Like many kids, Townes believes he got the best education in the classroom.

“It is easier to learn,” he added.

“My kids, I think this is situation for a lot of kids, they listen to teachers better than they listen to me. It was difficult for me. They didn’t want to look at mom as the teacher necessarily,” David’s mom, Michele Townes, said.

Even so, she added that the decision about whether to choose virtual learning or in-person school still isn't easy.

The guidelines from TEA, were not what she expected.

“I think guidelines were very vague,” Townes said.

Townes helps run the popular Facebook page, Plano Moms.

She said many parents were hoping for more specifics about sanitation measures and ways to limit crowding. 

“People are just getting really anxious and frustrated, no choice is a good choice,” she said.

So far, parents on the Plano Moms page are split on whether to go back.

“Parents saying kids going without a doubt, both dual working parents. Don’t have ability to teach from home. The side deciding to stay home, either kids are high risk or parents are high risk,” Townes said.

And the TEA guidelines also left questions for teachers.

“What if a student comes up sick? Is it just that classroom, those students, who are quarantined and the people they come in contact?” said Rena Honea, with Alliance AFT.

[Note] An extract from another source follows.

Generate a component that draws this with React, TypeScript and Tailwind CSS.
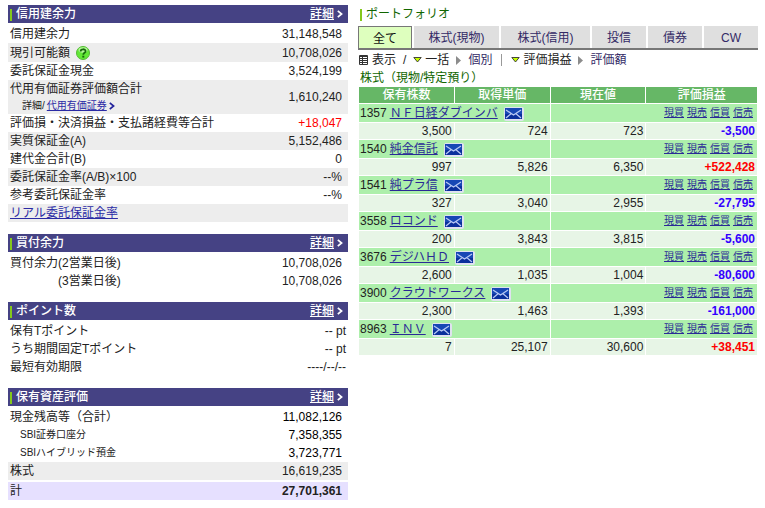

RELATED: Trump threatens to cut federal aid if schools don't reopen

Many districts are already moving forward with more detailed plans.

Plano and Richardson ISDs are among those telling parents they will be providing more specifics about reopening plans soon.

“Considering staggered arrival, one-way hallways, reduced transitions, social distancing, regular scheduled hand washing, sanitation dispensers, and many other considerations,” Richardson ISD Superintendent Jeannie Stone said.

Richardson ISD officials said that according to a recent parent survey, two-thirds of parents are opting for in-person school.

Plano ISD is extending its deadline for parents to opt-in for virtual school until Thursday, July 16.